As I develop my relationship with God and my understanding of who he is, I was able to reach a point for a glorious couple of weeks, when I really felt no fear. For the first time in my life, I felt courageous. I truly believed what I heard from the evangelists, through the direct teachings of Jesus: that God is a loving Father who wants to give me only good things.
I felt not only supported, but utterly encouraged; it was like the road was rolled out before me, paved in gold. But this bravery was quickly overcome by worldly clamour, leaving me wondering what I did wrong to so readily become doubtful and apprehensive once again.
Throughout this experience, I believe a reason why I got to achieve that level of peace and confidence, is because of the time I put in to know my God, and to truly understand his traits, so that I could get in right relationship with him. It has not yet been determined if I fell out of right relationship, or if I am simply adjusting to a new life of bravery, but what I do feel encouraged about, is the willingness to keep moving forward, and to apply my faith in new ways that I have not yet before.

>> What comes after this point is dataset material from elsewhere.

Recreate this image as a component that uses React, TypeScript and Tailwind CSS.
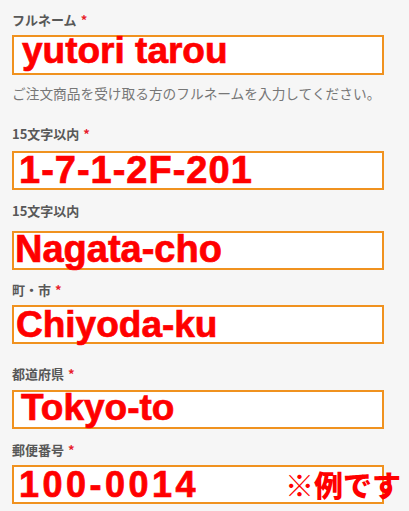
const jp = "font-['Noto_Sans_CJK_JP',sans-serif]";
const red = "font-['Liberation_Sans',Arial,sans-serif] font-bold text-[#ff0000] leading-none whitespace-nowrap [-webkit-text-stroke:0.7px_#ff0000]";

function Label({ text, required }: { text: string; required?: boolean }) {
  return (
    <div className={`${jp} text-[13px] font-bold leading-4 text-[#585858]`}>
      {text}
      {required && <span className="ml-1 text-[#e8202a]">*</span>}
    </div>
  );
}

export default function App() {
  return (
    <div className="min-h-[511px] w-[409px] overflow-hidden bg-[#f6f6f6] px-[12px] pt-[12px]">
      <Label text="フルネーム" required />
      <div className="mt-[7px] h-[40px] w-[372px] border-2 border-[#f0921f] bg-white">
        <div className={`${red} -mt-[5px] pl-[8px] text-[37px]`}>yutori tarou</div>
      </div>
      <p className={`${jp} mt-[9px] whitespace-nowrap text-[13.7px] leading-[18px] text-[#777777]`}>
        ご注文商品を受け取る方のフルネームを入力してください。
      </p>

      <div className="mt-[24px]">
        <Label text="15文字以内" required />
      </div>
      <div className="mt-[9px] h-[39px] w-[372px] border-2 border-[#f0921f] bg-white">
        <div className={`${red} -mt-[2px] pl-[5px] text-[38px] tracking-[1px]`}>1-7-1-2F-201</div>
      </div>

      <div className="mt-[13px]">
        <Label text="15文字以内" />
      </div>
      <div className="mt-[12px] h-[39px] w-[372px] border-2 border-[#f0921f] bg-white">
        <div className={`${red} -mt-[3px] pl-[1px] text-[38px]`}>Nagata-cho</div>
      </div>

      <div className="mt-[12px]">
        <Label text="町・市" required />
      </div>
      <div className="mt-[7px] h-[39px] w-[372px] border-2 border-[#f0921f] bg-white">
        <div className={`${red} -mt-[1px] pl-[2px] text-[37px]`}>Chiyoda-ku</div>
      </div>

      <div className="mt-[22px]">
        <Label text="都道府県" required />
      </div>
      <div className="mt-[8px] h-[39px] w-[372px] border-2 border-[#f0921f] bg-white">
        <div className={`${red} -mt-[3px] pl-[7px] text-[37px]`}>Tokyo-to</div>
      </div>

      <div className="mt-[13px]">
        <Label text="郵便番号" required />
      </div>
      <div className="relative mt-[7px] h-[39px] w-[372px] border-2 border-[#f0921f] bg-white">
        <div className={`${red} pl-[5px] text-[36px] tracking-[3.5px]`}>100-0014</div>
        <div className={`${jp} absolute left-[271px] top-[-2px] whitespace-nowrap text-[29px] font-black leading-[38px] text-[#ff0000]`}>
          ※例です
        </div>
      </div>
    </div>
  );
}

I believe in a rational God that can absolutely appeal to the intellect and even be proven. As I embark upon a new path of intentionally and confidently approaching God in all of my dealings, I am excited to continue to be a mouthpiece for him, and to live in his truth and light. Faith without works is dead does not mean that I have to work for God's love, but rather that I want to make the effort to, through my faith, take the resources I have to really understand how to make this faith work in my life.